Combinatorial Aspects of Elliptic Curves

TL;DR

This paper explores the combinatorial properties of the sequence counting points on elliptic curves over finite fields, revealing new formulas, polynomial sequences, and connections to graph theory.

Contribution

It introduces a novel combinatorial interpretation of point counts on elliptic curves, including a determinantal formula and elliptic cyclotomic polynomials.

Findings

N_k expressed via a (q,t)-analogue of wheel graph spanning trees

Determinantal formula with explicit eigenvalues

Introduction of elliptic cyclotomic polynomials

Abstract

Given an elliptic curve C, we study here $N_k = #C(F_{q^k})$, the number of points of C over the finite field F_{q^k}. This sequence of numbers, as k runs over positive integers, has numerous remarkable properties of a combinatorial flavor in addition to the usual number theoretical interpretations.
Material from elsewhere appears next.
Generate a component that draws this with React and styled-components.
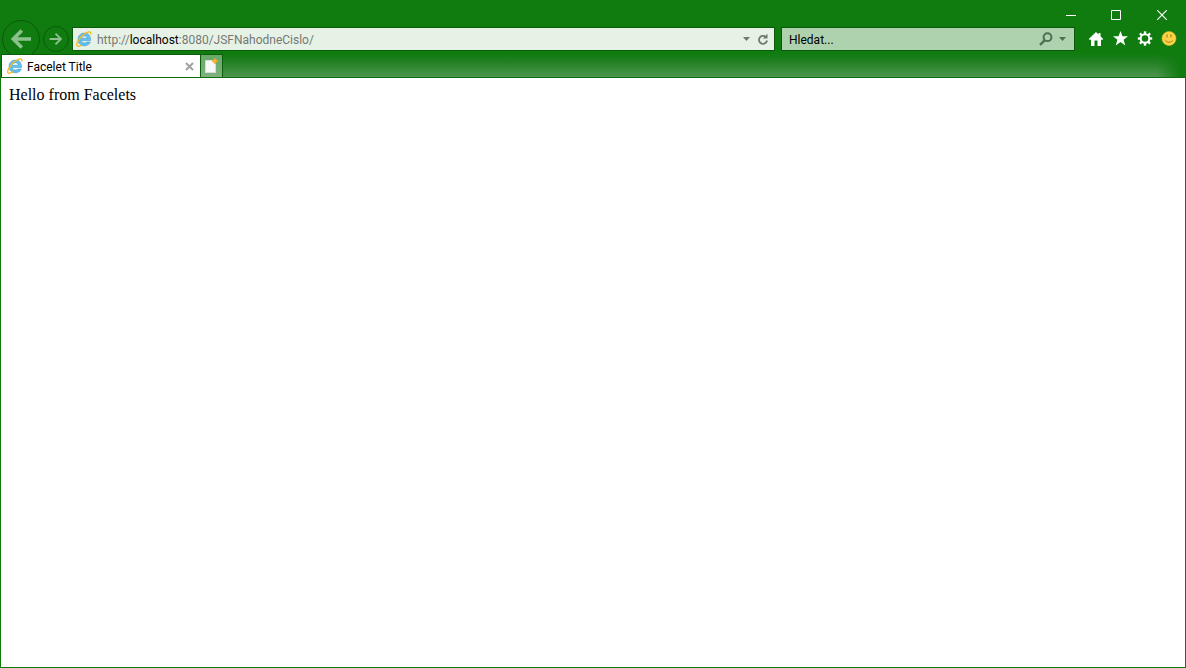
import React, { useState } from "react";
import styled, { createGlobalStyle } from "styled-components";

const GlobalStyle = createGlobalStyle`
  *, *::before, *::after { box-sizing: border-box; }
  body { margin: 0; background: #fff; }
  button, input { font: inherit; }
`;

const uiFont = `Roboto, "Open Sans", sans-serif`;

const BrowserWindow = styled.div`
  display: flex;
  flex-direction: column;
  min-height: 100vh;
  background: #107c10;
  font: 12px/16px ${uiFont};
  color: #000;
`;

const IconButton = styled.button`
  display: flex;
  align-items: center;
  justify-content: center;
  flex: none;
  width: ${(p) => p.$width || 24}px;
  height: ${(p) => p.$height || 22}px;
  padding: 0;
  border: 0;
  background: transparent;
  color: ${(p) => p.$color || "#fff"};
`;

const TitleBar = styled.header`
  display: flex;
  justify-content: flex-end;
  height: 27px;
  padding: 3px 1px 0 0;
`;

const Toolbar = styled.nav`
  display: flex;
  align-items: center;
  height: 24px;
  padding: 0 5px 0 2px;
`;

const RoundButton = styled.button`
  display: flex;
  align-items: center;
  justify-content: center;
  flex: none;
  width: ${(p) => p.$size}px;
  height: ${(p) => p.$size}px;
  margin-right: 3px;
  padding: 0;
  border: 1px solid #0b590b;
  border-radius: 50%;
  background: #107c10;
  color: #8cc08c;
`;

const Field = styled.form`
  display: flex;
  align-items: center;
  height: 24px;
  min-width: 0;
  border: 1px solid #0b590b;
  background: ${(p) => p.$fill};
`;

const AddressField = styled(Field)`
  flex: 1;
  padding: 0 2px 0 3px;
  margin: 0 6px 0 0;
`;

const SearchField = styled(Field)`
  flex: 0 1 294px;
  padding: 0 6px 0 7px;
  margin: 0 10px 0 0;
`;

const TextInput = styled.input`
  flex: 1;
  width: 100%;
  min-width: 0;
  height: 22px;
  padding: 2px 0 0;
  border: 0;
  outline: 0;
  background: transparent;
  color: ${(p) => (p.$masked ? "transparent" : "#000")};
  caret-color: #000;
  &::placeholder { color: #000; opacity: 1; }
`;

const AddressText = styled.div`
  position: relative;
  display: flex;
  flex: 1;
  min-width: 0;
  margin-left: 5px;
`;

const AddressOverlay = styled.span`
  position: absolute;
  inset: 4px 0 auto;
  overflow: hidden;
  white-space: nowrap;
  pointer-events: none;
  color: #747874;
  b { color: #000; font-weight: 400; }
`;

const TabStrip = styled.div`
  position: relative;
  display: flex;
  height: 24px;
  margin-top: 3px;
  padding-left: 1px;
  border-bottom: 1px solid #0e6b0e;
`;

const Tab = styled.div`
  display: flex;
  align-items: center;
  width: 200px;
  padding: 0 2px 0 5px;
  border: 1px solid #0b5f0b;
  border-bottom: 0;
  background: #fff;
`;

const TabLabel = styled.span`
  flex: 1;
  margin-left: 4px;
  padding-top: 2px;
  white-space: nowrap;
`;

const NewTabButton = styled.button`
  display: flex;
  align-items: center;
  justify-content: center;
  width: 22px;
  padding: 0 1px 0 0;
  border: 1px solid #0b5f0b;
  border-width: 1px 1px 0 0;
  background: linear-gradient(#68a868, #7eb17e);
`;

const StripGlow = styled.div`
  flex: 1;
  margin-right: 5px;
  background: linear-gradient(#107c10, #207f20 30%, #4d954d);
  mask-image: linear-gradient(to left, transparent, #000 24px);
`;

const Page = styled.main`
  flex: 1;
  margin: 0 1px 1px;
  padding: 8px;
  background: #fff;
  font: 16px/18px "Liberation Serif", "Times New Roman", serif;
`;

function BrowserLogo() {
  return (
    <svg width="16" height="16" viewBox="0 0 16 16" aria-hidden="true">
      <path fillRule="evenodd" d="M14.600 9.600H5.200c.2 1.500 1.600 2.500 3.300 2.500 1.100 0 1.900-.4 2.400-1h3.400c-.9 2.400-3.100 3.700-5.900 3.700-3.900 0-6.400-2.600-6.400-6.300s2.700-6.400 6.500-6.400c4 0 6.300 3 6.100 7.500zM5.200 7.200h6.200c-.2-1.500-1.400-2.400-3-2.400S5.500 5.700 5.200 7.200z" fill="#62c0ee" stroke="#2f92cf" strokeWidth=".5" />
      <path d="M5.500 14c-2.400 1.500-4.200 1.800-4.700.6-.4-1 .1-2.600 1.200-4.500C4.300 6 8.500 2.400 12 1.200c2.400-.8 3.300 0 2.800 1.800" fill="none" stroke="#f7ba1c" strokeWidth="1.300" strokeLinecap="round" />
    </svg>
  );
}

function Arrow({ size, flip }) {
  return (
    <svg width={size} height={size} viewBox="0 0 22 22" aria-hidden="true">
      <path
        d="M21 11H3.500M11.800 2.500L3.300 11l8.500 8.500"
        transform={flip ? "translate(22 0) scale(-1 1)" : undefined}
        fill="none" stroke="currentColor" strokeWidth={flip ? 3 : 3.600}
      />
    </svg>
  );
}

function Caret() {
  return (
    <svg width="7" height="4" viewBox="0 0 7 4" aria-hidden="true">
      <path d="M0 0h7L3.500 4z" fill="currentColor" />
    </svg>
  );
}

function Gear() {
  return (
    <svg width="16" height="16" viewBox="0 0 16 16" aria-hidden="true">
      <circle cx="8" cy="7.500" r="4.300" fill="none" stroke="#fff" strokeWidth="2" />
      {[0, 45, 90, 135, 180, 225, 270, 315].map((a) => (
        <path key={a} d="M6.800.3h2.400v2.600H6.800z" fill="#fff" transform={`rotate(${a} 8 7.5)`} />
      ))}
    </svg>
  );
}

function Smiley() {
  return (
    <svg width="16" height="16" viewBox="0 0 16 16" aria-hidden="true">
      <circle cx="8" cy="7.500" r="7" fill="#fdd243" stroke="#d9bc35" strokeWidth=".6" />
      <path d="M6 3.500v3M10 3.500v3" stroke="#a6812c" strokeWidth="1.200" />
      <path d="M4.200 9.300c1.700 2.600 5.900 2.600 7.600 0" fill="none" stroke="#a6812c" />
    </svg>
  );
}

export default function App() {
  const [address, setAddress] = useState("http://localhost:8080/JSFNahodneCislo/");
  const parts = address.match(/^(\w+:\/\/)?([^:/]*)(.*)$/) || ["", "", address, ""];
  const stay = (e) => e.preventDefault();

  return (
    <BrowserWindow>
      <GlobalStyle />
      <TitleBar>
        <IconButton $width={46} $height={24} aria-label="Minimize">
          <svg width="10" height="11" viewBox="0 0 10 11"><path d="M0 5.500h10" stroke="currentColor" /></svg>
        </IconButton>
        <IconButton $width={45} $height={24} aria-label="Maximize">
          <svg width="11" height="11" viewBox="0 0 11 11"><path d="M.5.5h9v9h-9z" fill="none" stroke="currentColor" /></svg>
        </IconButton>
        <IconButton $width={46} $height={24} aria-label="Close window">
          <svg width="10" height="10" viewBox="0 0 10 10"><path d="M0 0l10 10M10 0L0 10" stroke="currentColor" strokeWidth="1.200" /></svg>
        </IconButton>
      </TitleBar>

      <Toolbar>
        <RoundButton $size={38} aria-label="Back"><Arrow size={22} /></RoundButton>
        <RoundButton $size={26} aria-label="Forward"><Arrow size={14} flip /></RoundButton>
        <AddressField $fill="#e7f2e7" onSubmit={stay}>
          <BrowserLogo />
          <AddressText>
            <TextInput
              $masked
              aria-label="Address"
              spellCheck={false}
              value={address}
              onChange={(e) => setAddress(e.target.value)}
            />
            <AddressOverlay aria-hidden="true">{parts[1]}<b>{parts[2]}</b>{parts[3]}</AddressOverlay>
          </AddressText>
          <IconButton type="button" $width={16} $color="#6f7a6f" aria-label="Show address history"><Caret /></IconButton>
          <IconButton type="button" $width={18} $color="#6f7a6f" aria-label="Refresh">
            <svg width="12" height="13" viewBox="0 0 12 13">
              <path d="M8.500 3.700A4 4 0 1 0 10 7.500" fill="none" stroke="currentColor" strokeWidth="1.800" />
              <path d="M10.500.8v4.700H5.800z" fill="currentColor" />
            </svg>
          </IconButton>
        </AddressField>
        <SearchField $fill="#add2ad" role="search" onSubmit={stay}>
          <TextInput aria-label="Search" placeholder="Hledat..." />
          <IconButton $width={20} $color="#4f6f4f" aria-label="Run search">
            <svg width="14" height="14" viewBox="0 0 14 14">
              <circle cx="8.500" cy="5.200" r="3.900" fill="none" stroke="currentColor" strokeWidth="2" />
              <path d="M5.800 8.200L1 13" stroke="currentColor" strokeWidth="2.400" />
            </svg>
          </IconButton>
          <IconButton type="button" $width={12} $color="#4f6f4f" aria-label="Search options"><Caret /></IconButton>
        </SearchField>
        <IconButton aria-label="Home">
          <svg width="16" height="16" viewBox="1 0 16 16">
            <path d="M8 1L.8 8l1.200 1.200 1-.9V15h3.500V9.500h3V15H13V8.300l1 .9L15.200 8 12.500 5.300V2h-2v1.400z" fill="currentColor" />
          </svg>
        </IconButton>
        <IconButton aria-label="Favorites">
          <svg width="16" height="16" viewBox="0 0 16 16">
            <path d="M7.500 0l2 5.300H15L10.600 8.700l1.700 5.800-4.800-3.400-4.800 3.400 1.700-5.800L0 5.300h5.500z" fill="currentColor" />
          </svg>
        </IconButton>
        <IconButton aria-label="Tools"><Gear /></IconButton>
        <IconButton aria-label="Send feedback"><Smiley /></IconButton>
      </Toolbar>

      <TabStrip>
        <Tab>
          <BrowserLogo />
          <TabLabel>Facelet Title</TabLabel>
          <IconButton $width={18} $color="#a2a2a2" aria-label="Close tab">
            <svg width="9" height="9" viewBox="0 0 9 9"><path d="M1 1l7 7M8 1L1 8" stroke="currentColor" strokeWidth="2" /></svg>
          </IconButton>
        </Tab>
        <NewTabButton aria-label="New tab">
          <svg width="14" height="16" viewBox="0 0 14 16">
            <path d="M1.500 2.500h10v12h-10z" fill="#f8f8f8" stroke="#d9ddd9" />
            <path d="M11 .5l1 1.500 1.800 1-1.800 1-1 1.800-1-1.800-1.800-1 1.800-1z" fill="#ffb52e" stroke="#f2a324" />
          </svg>
        </NewTabButton>
        <StripGlow />
      </TabStrip>

      <Page>Hello from Facelets</Page>
    </BrowserWindow>
  );
}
In particular we prove that $N_k = - W_k(q, - N_1)$ where W_k(q,t) is a (q,t)-analogue of the number of spanning trees of the wheel graph. Additionally we develop a determinantal formula for N_k where the eigenvalues can be explicitly written in terms of q, N_1, and roots of unity. We also discuss here a new sequence of bivariate polynomials related to the factorization of N_k, which we refer to as elliptic cyclotomic polynomials because of their various properties.